I’m recovering from pneumonia, and the antibiotic I’m on has left me with a disgusting taste in my mouth that has changed how everything tastes. Even water tastes gross.

So in thinking about how all of my favourite foods all taste wrong, my mind went to a food that I happen to work on, salmon.

Salmon is salmon, right? What’s the big deal? “Wild salmon,” here on the Pacific coast, typically means one of the 5 Pacific salmon species.

“Farmed salmon” is always Atlantic Salmon. Since Pacific salmon species are all in decline, isn’t it more responsible to buy farmed salmon to allow the wild populations to recover? In theory it’s a great idea, but we need to solve the problem of escaped Atlantic salmon – the aliens of Pacific coastal waters.

Atlantic salmon’s lesser known scary life stage

Fisheries and Oceans Canada maintains that even if Atlantic salmon were to escape open net pens that naturalization is biologically impossible. And since abandoning their Salmon Watch program, their voluntarily reporting system, the lack of data supports their premise.

However, Atlantic salmon are being found outside of open net pens, and they are making their way into Pacific rivers and streams where the Pacific salmon species spawn. Our research shows that Atlantic salmon are found in over half of Pacific streams, and that Atlantic salmon are found in nearly every single stream where the native Pacific salmon diversity is high.

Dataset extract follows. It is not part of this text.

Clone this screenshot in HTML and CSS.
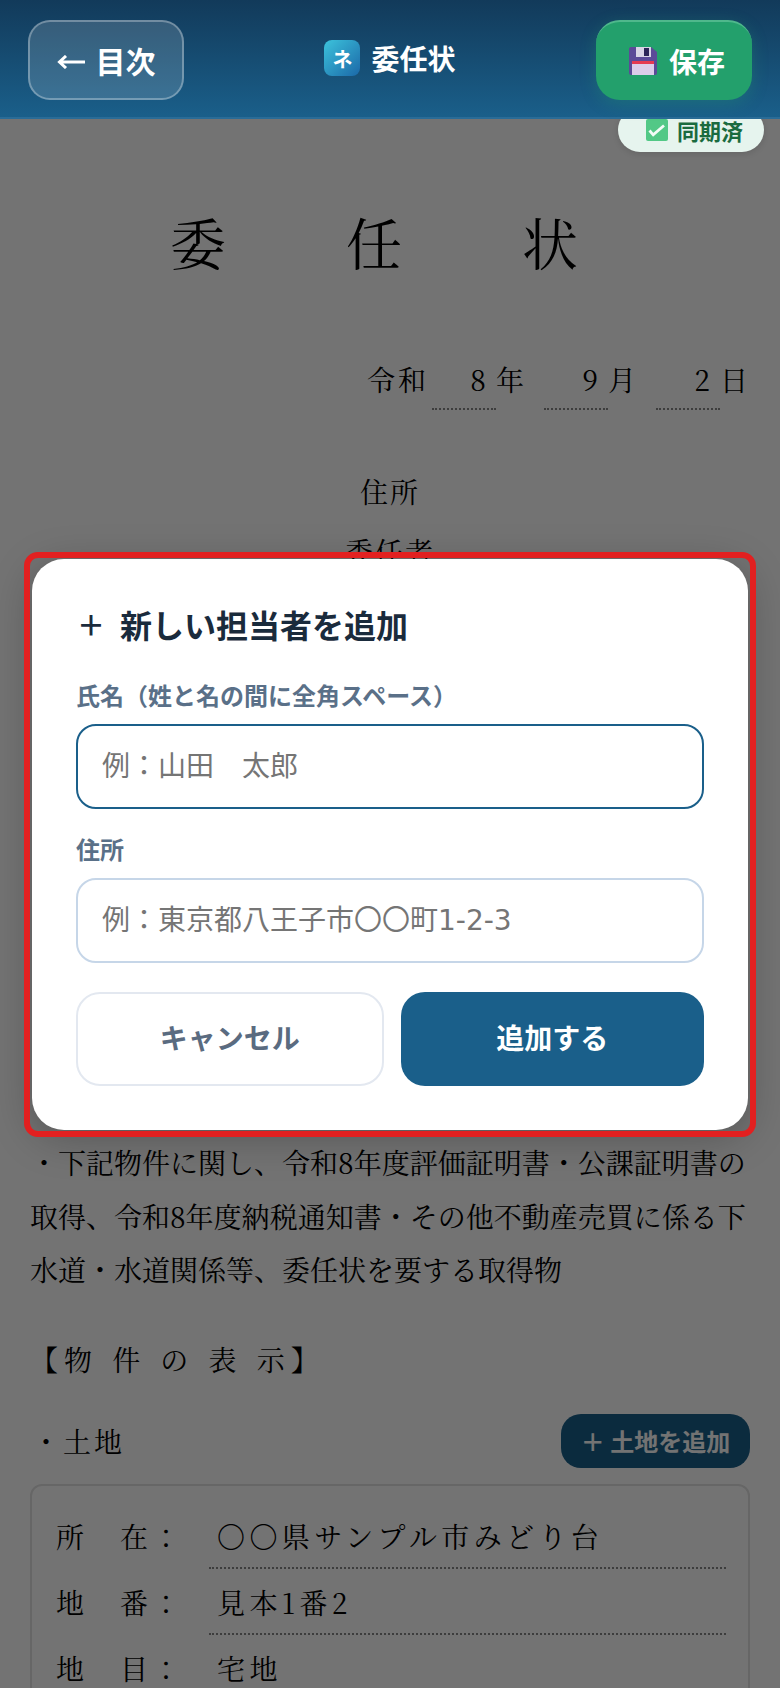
FILE: index.html
```html
<!DOCTYPE html>
<html lang="ja">
<head>
    <meta charset="UTF-8">
    <title>委任状</title>
    <link rel="stylesheet" href="styles.css">
</head>
<body>
    <div class="page">
        <header class="topbar">
            <button class="back-btn">
                <svg class="back-arrow" viewBox="0 0 28 14">
                    <path d="M2 7H28M9 1L2.5 7L9 13" fill="none" stroke="#fff" stroke-width="3"/>
                </svg>
                <span>目次</span>
            </button>
            <div class="topbar-title">
                <span class="app-icon">ネ</span>
                <span>委任状</span>
            </div>
            <button class="save-btn">
                <svg class="save-icon" viewBox="0 0 28 28">
                    <path d="M2 0H22L28 5V26a2 2 0 0 1-2 2H2a2 2 0 0 1-2-2V2a2 2 0 0 1 2-2Z" fill="#5b4a98"/>
                    <rect x="7" y="0" width="15" height="10" fill="#d9d5e6"/>
                    <rect x="15" y="1" width="5" height="8" fill="#2c2558"/>
                    <rect x="3" y="14" width="22" height="14" fill="#dccdea"/>
                    <rect x="3" y="14" width="22" height="3" fill="#e63a52"/>
                </svg>
                <span>保存</span>
            </button>
        </header>

        <div class="sync-badge">
            <svg class="sync-icon" viewBox="0 0 22 22">
                <rect width="22" height="22" rx="2" fill="#52c886"/>
                <path d="M3.5 11.5L7.2 15.8L18 6.5" fill="none" stroke="#f2fbf6" stroke-width="2.8"/>
            </svg>
            <span>同期済</span>
        </div>

        <main class="doc">
            <h1 class="doc-title">委　任　状</h1>
            <div class="date-row">
                <span class="date-era">令和</span>
                <span class="date-field">8</span><span class="date-unit">年</span>
                <span class="date-field">9</span><span class="date-unit">月</span>
                <span class="date-field">2</span><span class="date-unit">日</span>
            </div>
            <p class="party-line party-first">住所</p>
            <p class="party-line">委任者</p>
            <div class="doc-hidden"></div>
            <p class="doc-text">・下記物件に関し、令和8年度評価証明書・公課証明書の取得、令和8年度納税通知書・その他不動産売買に係る下水道・水道関係等、委任状を要する取得物</p>
            <h2 class="section-title">【物 件 の 表 示】</h2>
            <div class="land-head">
                <span>・土地</span>
                <button class="add-land">＋ 土地を追加</button>
            </div>
            <div class="land-box">
                <div class="land-row"><span class="land-label">所　在：</span><span class="land-value">〇〇県サンプル市みどり台</span></div>
                <div class="land-row"><span class="land-label">地　番：</span><span class="land-value">見本1番2</span></div>
                <div class="land-row"><span class="land-label">地　目：</span><span class="land-value">宅地</span></div>
            </div>
        </main>

        <div class="overlay">
            <div class="modal">
                <h3 class="modal-title"><span class="modal-plus">＋</span>新しい担当者を追加</h3>
                <label class="field-label">氏名（姓と名の間に全角スペース）</label>
                <input class="field field-focus" type="text" placeholder="例：山田　太郎">
                <label class="field-label field-label-2">住所</label>
                <input class="field" type="text" placeholder="例：東京都八王子市〇〇町1-2-3">
                <div class="modal-actions">
                    <button class="btn-cancel">キャンセル</button>
                    <button class="btn-add">追加する</button>
                </div>
            </div>
        </div>
    </div>
</body>
</html>
```

FILE: styles.css
```css
* {
    box-sizing: border-box;
}
body {
    margin: 0;
    background: #fff;
    font-family: Inter, "Noto Sans CJK JP", sans-serif;
}
button {
    font-family: inherit;
    cursor: pointer;
}
.page {
    position: relative;
    height: 1688px;
    overflow: hidden;
}

/* top bar */
.topbar {
    position: relative;
    z-index: 3;
    height: 119px;
    padding: 20px 28px 0;
    display: flex;
    justify-content: space-between;
    align-items: flex-start;
    background: linear-gradient(180deg, #123a5a, #1a5f8a);
    border-bottom: 2px solid #2a6c97;
}
.back-btn {
    width: 156px;
    height: 80px;
    border: 2px solid rgba(255,255,255,.3);
    border-radius: 22px;
    background: rgba(255,255,255,.15);
    color: #fff;
    font-size: 30px;
    font-weight: 700;
    white-space: nowrap;
    padding: 0;
    display: flex;
    align-items: center;
    justify-content: center;
    gap: 11px;
}
.back-arrow {
    width: 28px;
    height: 14px;
    margin-top: 3px;
}
.topbar-title {
    display: flex;
    align-items: center;
    gap: 11px;
    height: 76px;
    color: #fff;
    font-size: 28px;
    font-weight: 700;
}
.app-icon {
    width: 36px;
    height: 36px;
    border-radius: 8px;
    background: linear-gradient(135deg, #3cc3dc, #1b68a8);
    font-size: 20px;
    display: flex;
    align-items: center;
    justify-content: center;
}
.save-btn {
    width: 156px;
    height: 80px;
    border: 0;
    border-top: 2px solid #4fb88c;
    border-radius: 24px;
    background: #23a06c;
    box-shadow: 0 4px 16px rgba(35,160,108,.3);
    color: #fff;
    font-size: 28px;
    font-weight: 700;
    display: flex;
    align-items: center;
    justify-content: center;
    gap: 12px;
    padding: 0 0 0 6px;
}
.save-icon {
    width: 28px;
    height: 28px;
}
.sync-badge {
    position: absolute;
    z-index: 2;
    top: 108px;
    right: 16px;
    width: 146px;
    height: 44px;
    padding-left: 7px;
    border-radius: 24px;
    background: #e6f4ee;
    box-shadow: 0 2px 6px rgba(0,0,0,.12);
    color: #1a6b3f;
    font-size: 22px;
    font-weight: 700;
    display: flex;
    align-items: center;
    justify-content: center;
    gap: 9px;
}
.sync-icon {
    width: 22px;
    height: 22px;
}

/* document behind the dialog */
.doc {
    padding: 0 30px;
    color: #000;
    font-family: "Noto Serif CJK JP", "Noto Sans CJK JP", serif;
    font-size: 28px;
}
.doc-title {
    margin: 80px 0 0;
    font-size: 56px;
    font-weight: 400;
    letter-spacing: 32px;
    line-height: 84px;
    text-align: center;
}
.date-row {
    margin-top: 75px;
    display: flex;
    justify-content: flex-end;
    align-items: flex-start;
    line-height: 42px;
    padding-right: 2px;
}
.date-era {
    letter-spacing: 3px;
}
.date-field {
    width: 64px;
    height: 52px;
    margin-left: 3px;
    padding-right: 10px;
    text-align: right;
    border-bottom: 2px dotted #888;
}
.date-unit {
    margin-right: 17px;
}
.date-unit:last-child {
    margin-right: 0;
}
.party-line {
    margin: 0;
    height: 60px;
    line-height: 60px;
    letter-spacing: 2px;
    text-align: center;
}
.party-first {
    margin-top: 51px;
}
.doc-hidden {
    height: 555px;
}
.doc-text {
    margin: 0;
    line-height: 53.5px;
}
.section-title {
    margin: 40px 0 0;
    font-size: 28px;
    font-weight: 400;
    letter-spacing: 6px;
    word-spacing: 1px;
    line-height: 44px;
}
.land-head {
    margin-top: 33px;
    padding-left: 2px;
    display: flex;
    justify-content: space-between;
    align-items: center;
    letter-spacing: 3px;
}
.add-land {
    width: 189px;
    height: 54px;
    border: 0;
    border-radius: 20px;
    background: #1a5f8a;
    color: #fff;
    font-family: Inter, "Noto Sans CJK JP", sans-serif;
    font-size: 24px;
    font-weight: 700;
    letter-spacing: 0;
    padding: 0;
    white-space: nowrap;
}
.land-box {
    margin-top: 16px;
    padding: 17px 22px 18px 24px;
    border: 2px solid #e2e2e2;
    border-radius: 12px;
}
.land-row {
    display: flex;
    height: 66px;
    align-items: center;
}
.land-label {
    width: 153px;
    flex: none;
    letter-spacing: 4px;
}
.land-value {
    flex: 1;
    height: 66px;
    line-height: 66px;
    padding-left: 8px;
    letter-spacing: 4.4px;
    border-bottom: 2px dotted #888;
}

/* dialog */
.overlay {
    position: absolute;
    inset: 0;
    z-index: 1;
    background: rgba(0,0,0,.55);
    display: flex;
    align-items: center;
    justify-content: center;
}
.modal {
    position: relative;
    width: 716px;
    height: 571px;
    padding: 42px 44px 44px;
    background: #fff;
    border-radius: 32px;
    box-shadow: 0 8px 40px rgba(0,0,0,.25);
}
.modal::after {
    content: "";
    position: absolute;
    top: -7px;
    left: -8px;
    right: -8px;
    bottom: -7px;
    border: 6px solid #e22020;
    border-radius: 14px;
}
.modal-title {
    margin: 0;
    display: flex;
    align-items: center;
    height: 46px;
    color: #1a2b3c;
    font-size: 32px;
    font-weight: 700;
}
.modal-plus {
    width: 43px;
    margin-left: 1px;
    font-size: 28px;
}
.field-label {
    display: block;
    margin-top: 33px;
    margin-bottom: -2px;
    height: 34px;
    line-height: 34px;
    color: #5a7088;
    font-size: 24px;
    font-weight: 700;
}
.field-label-2 {
    margin-top: 25px;
}
.field {
    display: block;
    width: 100%;
    height: 85px;
    margin-top: 12px;
    padding: 0 24px;
    border: 2px solid #c6d6e8;
    border-radius: 20px;
    background: #fff;
    color: #1a2b3c;
    font-family: "DejaVu Sans", "Noto Sans CJK JP", sans-serif;
    font-size: 28px;
    outline: none;
}
.field::placeholder {
    color: #757575;
    opacity: 1;
}
.field-focus {
    border-color: #1a5f8a;
}
.modal-actions {
    margin-top: 29px;
    display: flex;
    gap: 17px;
}
.btn-cancel,
.btn-add {
    flex: 1;
    height: 94px;
    border-radius: 24px;
    font-size: 28px;
    font-weight: 700;
    padding: 0 0 4px;
}
.btn-cancel {
    border: 2px solid #e3e8f0;
    background: #fff;
    color: #5a6b80;
}
.btn-add {
    border: 0;
    background: #1a5f8a;
    color: #fff;
}
```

Since farmed Atlantic salmon are indeed found in Pacific streams year after year, it means that either there are chronic escapes from fish farms or that previously escaped Atlantic salmon have indeed naturalized (perhaps they didn’t get the memo from Fisheries and Oceans). With Pacific salmon already in decline, what can we do to help rectify the situation? One simple solution could be to have snorkel survey inspections of open net pens become a requirement for fish farm licensing, since motivation for voluntary surveys seems lacking.

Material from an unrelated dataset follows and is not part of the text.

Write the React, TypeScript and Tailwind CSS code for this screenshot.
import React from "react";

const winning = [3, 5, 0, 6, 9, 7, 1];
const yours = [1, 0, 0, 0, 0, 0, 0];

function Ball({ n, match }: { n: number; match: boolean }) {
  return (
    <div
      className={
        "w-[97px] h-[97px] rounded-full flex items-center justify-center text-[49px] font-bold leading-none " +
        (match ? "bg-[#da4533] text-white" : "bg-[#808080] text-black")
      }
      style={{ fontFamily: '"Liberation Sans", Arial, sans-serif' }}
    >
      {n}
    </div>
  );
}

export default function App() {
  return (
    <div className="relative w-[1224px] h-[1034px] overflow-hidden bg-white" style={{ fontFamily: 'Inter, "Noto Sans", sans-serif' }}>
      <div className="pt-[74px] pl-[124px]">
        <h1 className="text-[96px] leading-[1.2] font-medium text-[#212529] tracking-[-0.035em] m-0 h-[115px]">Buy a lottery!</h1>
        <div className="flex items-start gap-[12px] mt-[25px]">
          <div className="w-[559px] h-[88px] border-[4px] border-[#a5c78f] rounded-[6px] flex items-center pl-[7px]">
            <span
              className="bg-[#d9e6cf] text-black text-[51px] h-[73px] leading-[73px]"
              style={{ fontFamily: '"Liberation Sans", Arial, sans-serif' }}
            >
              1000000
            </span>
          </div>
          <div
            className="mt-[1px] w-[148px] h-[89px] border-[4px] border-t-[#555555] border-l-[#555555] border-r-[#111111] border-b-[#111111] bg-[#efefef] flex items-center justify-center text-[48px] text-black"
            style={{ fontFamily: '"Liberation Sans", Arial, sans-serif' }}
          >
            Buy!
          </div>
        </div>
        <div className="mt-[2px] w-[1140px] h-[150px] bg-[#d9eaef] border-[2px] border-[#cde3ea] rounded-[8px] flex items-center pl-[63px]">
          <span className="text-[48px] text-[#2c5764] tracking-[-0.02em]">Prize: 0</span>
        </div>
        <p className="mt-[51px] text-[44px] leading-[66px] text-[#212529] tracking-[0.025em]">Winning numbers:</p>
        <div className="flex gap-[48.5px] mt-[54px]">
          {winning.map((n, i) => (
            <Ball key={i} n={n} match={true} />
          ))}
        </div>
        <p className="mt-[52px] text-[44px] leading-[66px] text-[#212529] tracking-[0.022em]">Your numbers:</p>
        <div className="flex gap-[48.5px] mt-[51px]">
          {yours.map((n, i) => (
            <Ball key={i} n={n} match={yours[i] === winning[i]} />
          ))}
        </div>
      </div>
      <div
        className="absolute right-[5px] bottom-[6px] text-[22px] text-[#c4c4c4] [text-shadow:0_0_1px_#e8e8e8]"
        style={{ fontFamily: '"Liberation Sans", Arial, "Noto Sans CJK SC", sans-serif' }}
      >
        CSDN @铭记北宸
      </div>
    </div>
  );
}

Okay, no tears here… today

Another option would require Fisheries and Oceans Canada to accept the growing body of evidence that Atlantic salmon is quite at home in the Pacific. Atlantic salmon isn’t found on the list of fish that can be caught with your fishing licence. A fisherman would then throw back a catch they can’t identify. By not including Atlantic salmon on the list of fish species to be harvested, they are ensuring that Atlantic salmon is effectively protected from wild harvest. Here’s an idea: let’s include Atlantic salmon on the list of fish species to be harvested, but without limit!

Let’s catch 100 more!

So what’s for dinner? I’ll take the wild-­caught alien Atlantic salmon please. Ocean Wise better get on that.